The following information is required to properly point HST at your target.

Target Pointing Specification (TPS) and Levels

Three fields are used to describe the target’s position, referred to here as the Target Pointing Specification (TPS). The TPS has been defined using a hierarchical structure.

  • "Target Position Level 1 [Level_1]"refers to a target in orbit about the Sun. Examples of Level 1 targets include planets, asteroids, and comets. When a Level 1 object is the desired target for observation, complete the Level 1 field and leave the other two target position fields blank.
  • "Target Position Level 2 [Level_2]" refers to a target whose motion is normally described with respect to a Level 1 object. Examples of Level 2 targets include planetary satellites, surface features on planets or asteroids, and non-nuclear positions in the coma of a comet. When a Level 2 object is the desired target for observations, the Level 1 field contains information on the parent body, and the Level 2 field gives positions relative to this body. In this case, leave the Level 3 field blank.
  • "Target Position Level 3 [Level_3]" refers to a target whose motion is normally described with respect to a Level 2 object. Examples are a surface feature on a planetary satellite or a pointing which is offset from the center of a planetary satellite. When a Level 3 object is the desired target for observation, then all three fields must be completed, with Level 1 giving the parent of the body described in Level 2, and Level 3 giving the position of the observed target with respect to the body in Level 2.
(red star) No more than three levels are allowed. If you believe that your target cannot be described in this form, contact your Program Coordinator.

For text file

If you are using the Text Proposal File, TPS items must be separated by commas.

Describing Targets

The targets specified in the target position fields can be described in up to four ways:

  • By a name selected from a list of targets
  • By orbital elements
  • By coordinates with respect to another object
  • Via target selection during a real-time observing session

Table 3.15 in Solar System Standard Targets gives the list of valid names for solar system targets. PIs are responsible for obtaining up-to-date orbital elements for bodies not in this table. Objects must be denoted by their IAU-adopted name. A good reference for object names can be found in the Astronomical Almanac, and in the Marsden comet catalog (Marsden, B. G., Catalog of Cometary Orbits, Enslow Publishers, Hillside, NJ, 1983). The Minor Body Name Resolver and Orbital Ephemeris Retriever may also be helpful. If you are uncertain whether or not your target can be referenced by name, contact your Program Coordinator.

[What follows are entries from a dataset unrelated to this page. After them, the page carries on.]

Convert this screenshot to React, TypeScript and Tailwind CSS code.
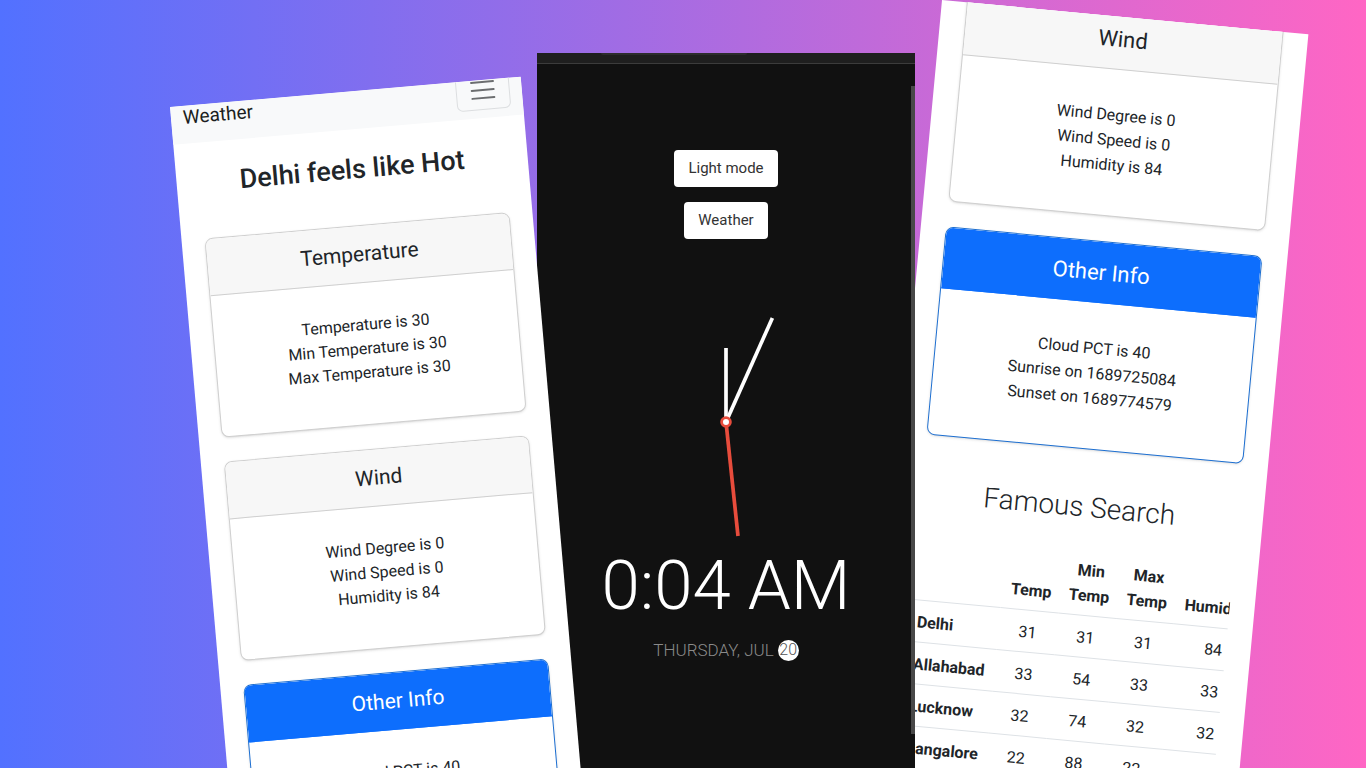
import type { ReactNode } from "react";

type Tone = "light" | "primary";

const tones: Record<Tone, { card: string; header: string }> = {
  light: { card: "border-[#cfcfcf]", header: "border-[#cfcfcf] bg-[#f7f7f7] text-[#212529]" },
  primary: { card: "border-[#1d6fd1]", header: "border-[#0d6efd] bg-[#0d6efd] text-white" },
};

const wind = ["Wind Degree is 0", "Wind Speed is 0", "Humidity is 84"];
const temperature = ["Temperature is 30", "Min Temperature is 30", "Max Temperature is 30"];
const other = ["Cloud PCT is 40", "Sunrise on 1689725084", "Sunset on 1689774579"];

const cities = [
  { name: "Delhi", values: [31, 31, 31, 84] },
  { name: "Allahabad", values: [33, 54, 33, 33] },
  { name: "Lucknow", values: [32, 74, 32, 32] },
  { name: "Bangalore", values: [22, 88, 22, 22] },
];

function InfoCard({ title, lines, tone = "light" }: { title: string; lines: string[]; tone?: Tone }) {
  return (
    <article className={`overflow-hidden rounded-lg border bg-white text-center shadow-sm ${tones[tone].card}`}>
      <h2 className={`border-b py-3 text-[21px] leading-8 ${tones[tone].header}`}>{title}</h2>
      <ul className="pt-[30px] pb-[39px] text-base leading-6">
        {lines.map((line) => (
          <li key={line}>{line}</li>
        ))}
      </ul>
    </article>
  );
}

function LargeInfoCard({ title, lines, tone = "light" }: { title: string; lines: string[]; tone?: Tone }) {
  return (
    <article className={`overflow-hidden rounded-lg border bg-white text-center shadow-sm ${tones[tone].card}`}>
      <h2 className={`border-b pt-[13px] pb-[11px] text-[22px] leading-9 ${tones[tone].header}`}>{title}</h2>
      <ul className="pt-[33px] pb-[38px] text-base leading-[25px]">
        {lines.map((line) => (
          <li key={line}>{line}</li>
        ))}
      </ul>
    </article>
  );
}

function Screen({ className, children }: { className: string; children: ReactNode }) {
  return <section className={`absolute overflow-hidden ${className}`}>{children}</section>;
}

function WeatherScreen() {
  return (
    <Screen className="top-[107px] left-[170px] z-20 h-[760px] w-[352px] origin-top-left rotate-[-4.95deg] bg-white">
      <nav className="flex h-[38px] items-end justify-between overflow-hidden bg-[#f8f9fa] px-3 pb-2">
        <a href="#weather" className="flex h-10 items-center pt-1 text-[19px] leading-6 text-[#1b1e21]">
          Weather
        </a>
        <button
          type="button"
          aria-label="Toggle navigation"
          className="flex h-10 w-[54px] items-center justify-center rounded-md border border-[#dcdee0]"
        >
          <svg className="h-[30px] w-[30px]" viewBox="0 0 30 30" fill="none" stroke="#6b6d6f" strokeWidth="2" strokeLinecap="round">
            <path d="M4 7h22M4 15h22M4 23h22" />
          </svg>
        </button>
      </nav>
      <h1 className="pt-5 text-center text-[27px] leading-10 font-medium">Delhi feels like Hot</h1>
      <div className="flex flex-col gap-6 px-[23px] pt-9">
        <InfoCard title="Temperature" lines={temperature} />
        <InfoCard title="Wind" lines={wind} />
        <InfoCard title="Other Info" lines={other} tone="primary" />
      </div>
    </Screen>
  );
}

function ClockScreen() {
  return (
    <Screen className="top-[53px] bottom-0 left-[537px] z-10 w-[378px] bg-[#111111]">
      <div className="h-[11px] overflow-hidden border-b border-[#3c3c3c] bg-[#1f1f1f] pl-16">
        <div className="h-[2px] w-[146px] rounded-b-full bg-[#2d2d2d]" />
      </div>
      <div className="absolute top-[33px] right-0 h-[648px] w-1 bg-[#484848]" />
      <div className="flex flex-col items-center pt-[86px]">
        <div className="flex flex-col items-center gap-[15px]">
          <button type="button" className="h-[37px] rounded bg-white px-[14px] text-[15px] text-[#333333]">
            Light mode
          </button>
          <button type="button" className="h-[37px] rounded bg-white px-[14px] text-[15px] text-[#333333]">
            Weather
          </button>
        </div>
        <svg className="mt-[63px] h-60 w-60" viewBox="0 0 240 240" role="img" aria-label="Analog clock">
          <g strokeWidth="3.7" fill="none">
            <path d="M120 120V46" stroke="#ffffff" />
            <path d="M120 120L166.400 16" stroke="#ffffff" />
            <path d="M120 120L132 234" stroke="#e74c3c" />
          </g>
          <circle cx="120" cy="120" r="4.400" fill="#ffffff" stroke="#e74c3c" strokeWidth="2.800" />
        </svg>
        <time className="mt-1 text-[69px] leading-20 font-light text-white">0:04 AM</time>
        <p className="mt-3 flex items-center gap-1 text-[17px] leading-6 font-light text-[#8a8a8a]">
          THURSDAY, JUL
          <span className="flex h-[21px] w-[21px] items-center justify-center rounded-full bg-white text-base text-[#555555]">
            20
          </span>
        </p>
      </div>
    </Screen>
  );
}

function SearchScreen() {
  return (
    <Screen className="top-0 left-[942px] z-0 h-[820px] w-[368px] origin-top-left rotate-[5.35deg] bg-white">
      <div className="-mt-[9px] flex flex-col gap-[25px] px-[25px]">
        <LargeInfoCard title="Wind" lines={wind} />
        <LargeInfoCard title="Other Info" lines={other} tone="primary" />
      </div>
      <h2 className="pt-9 text-center text-[28px] leading-[44px] font-light">Famous Search</h2>
      <div className="mx-[25px] mt-[19px] overflow-hidden">
        <table className="w-[347px] table-fixed border-collapse text-base leading-[25px]">
          <colgroup>
            <col className="w-[90px]" />
            <col className="w-[58px]" />
            <col className="w-[58px]" />
            <col className="w-[58px]" />
            <col className="w-[83px]" />
          </colgroup>
          <thead>
            <tr className="border-b border-[#dee2e6] align-bottom">
              <td />
              {["Temp", "Min Temp", "Max Temp", "Humidity"].map((name) => (
                <th key={name} scope="col" className="px-2 pt-[9px] pb-[7px] text-center font-bold">
                  {name}
                </th>
              ))}
            </tr>
          </thead>
          <tbody>
            {cities.map((city) => (
              <tr key={city.name} className="border-b border-[#dee2e6]">
                <th scope="row" className="px-2 pt-[9px] pb-[7px] text-left font-bold">
                  {city.name}
                </th>
                {city.values.map((value, index) => (
                  <td key={index} className="px-2 pt-[9px] pb-[7px] text-center">
                    {value}
                  </td>
                ))}
              </tr>
            ))}
          </tbody>
        </table>
      </div>
    </Screen>
  );
}

export default function App() {
  return (
    <main className="relative h-screen w-full overflow-hidden bg-[linear-gradient(90deg,#5271ff,#ff66c4)] font-[Roboto,'Noto_Sans',sans-serif] text-[#212529]">
      <SearchScreen />
      <ClockScreen />
      <WeatherScreen />
    </main>
  );
}
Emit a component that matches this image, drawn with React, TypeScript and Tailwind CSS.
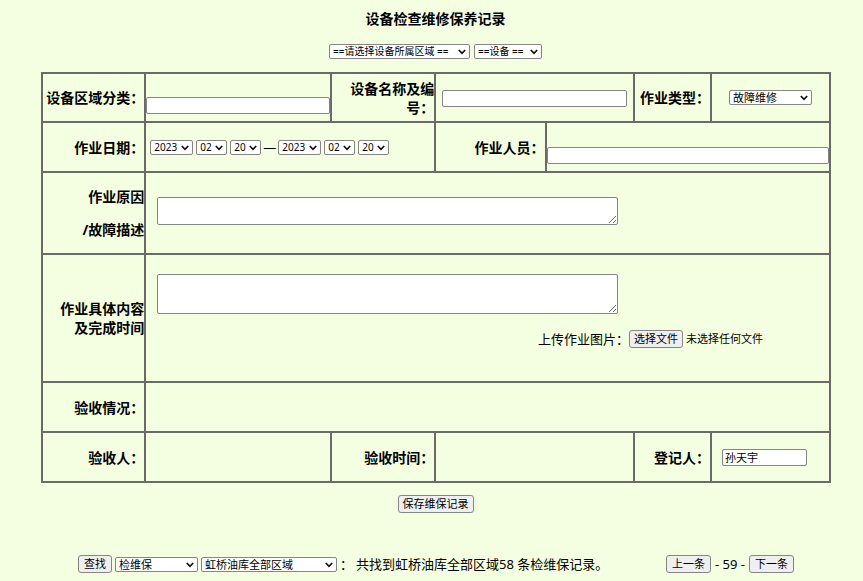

In those cases where the target’s position is given with respect to one of the standard targets, the latest available data from JPL on the bodies’ physical dimensions, orientation, and rotation rates are used in calculating the target’s position. In those cases where all or part of the TPS for your target can be described using standard names, we strongly recommend that you do so. Generally, this will result in the most accurate ephemeris generation for your target.

Minor Body Name Resolver and Orbital Ephemeris Retriever

When specifying an asteroid or a comet as the target, APT provides an option to resolve the target name and download the orbital elements directly from the JPL Horizons system. Using this APT capability to communicate directly with Horizons avoids possible copy and paste errors.

Alternatively, the user may manually enter the target name and the orbital elements. In all cases, the observer retains the responsibility for the correctness of the orbital elements regardless of the source from which they are obtained.

Specifying Time

Wherever there is an entry involving time, the format for that entry must be:

DD-MMM-YYYY:hh:mm:ss.s,

where DD is the day of the month, MMM is the first three letters of the month name, YYYY are the full four digits of the Gregorian calendar year, hh is the hour, mm is the minute, and ss.s are the decimal seconds. Only the necessary precision need be specified. But the time after the colon must be completely specified or not at all.

Examples:

02-AUG-1993:13:04:31

15-JAN-1994

Two different systems of time are used in this document. TDB refers to Barycentric Dynamical Time and can be considered synonymous with ET (Ephemeris Time), which was used before 1984. UTC refers to Coordinated Universal Time. The precise interpretation of each time value depends on the context in which it is used.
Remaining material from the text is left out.